What’s different about the Fair Share Trust?

Fair Share Trust is different from other funding programmes because…

1. It’s about local empowerment through local panels

By involving local people throughout the processes FST is showing that community led regeneration through local decision making panels works and is achieving a real sense of:

  • Local community ownership, buy-in, and empowerment, or in the words of a FST panel member in Northern Ireland “it doesn’t feel like lottery money.” This is a clear indication that local people really feel that FST funding is theirs – for them to prioritise, decide on and monitor the funding, which is one of the main things FST set out to achieve.
  • Involving people who have not previously been included in decision making affecting their neighbourhood - “letting people use their existing skills and expertise to best effect,”
  • Accountability and transparency to rival some of the most robust paper-only monitoring systems – funding is getting down to grassroots and being checked not only by Local Agents but also by Local Panels. As one panel member from Rotherham put it on a recent visit by the Protector:  “Having a group like this [panel] means you know the money’s being spent in the right area and not frittered away.”

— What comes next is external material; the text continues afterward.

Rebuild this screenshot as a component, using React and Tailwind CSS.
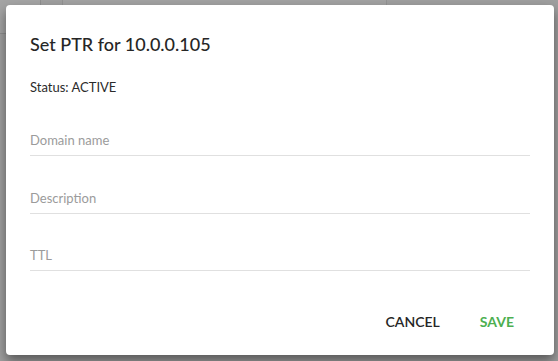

2. It relies on locally based, independent grant making bodies – Community Foundations and other local partners – to deliver the grants.

These local facilitators are committed locally but sufficiently objective. Delegation to a local level means there is a strong local funding presence, offered by Community Foundations and other CFN identified local delivery partners. The Local Agents play a key role because they are: cause/approach neutral; technically competent grant makers; sympathetic to the values of FST; locally committed and engaged but sufficiently outside the specifics of community politics to be objective facilitators.

The qualities that we see in the best Local Agents are:

  • independent and committed to the area - not “captured” by vested interests
  • Community led work must be part of their DNA
  • Assertive and proactive
  • Consultative and inclusive in approach
  • Can confer legitimacy on lower capacity panels
  • They must have the organisational capacity to sustain work over time.

3. It’s developed and built effective Strategic Local Relationships.

FST puts power in the hands of local people (they have the budget) but requires them to set a local strategy that is consistent with analysis provided by the LSP. This has proved to be an effective framework within joined up working is fostered locally and by extension nationally (Local Authorities, BIG, Third Sector and the local community sector).

These relationships pay dividends because the trust built between CFN’s members and other local partners means that while adequate checks and measures are adhered to and risk managed, in the words of a local panel member, FST “doesn’t appear to have all the red tape…feels more human.”

4. There’s a clear focus on sustainability.

The ten year programme term and the focus on local people setting strategy (and not just funding projects) have engendered a focus on sustainability. We are struck by how many local agents and panellists talk of the “legacy” of FST. CFN has commissioned a Sustainability Planning Guide to support Local Agents that we think will have wide relevance.

5. FST has been incredibly successful at attracting additional funding.

With nearly £30m of the original £50m BIG funding spent across FST neighbourhoods, Local Agents noting a further £18m leveraged into neighbourhoods.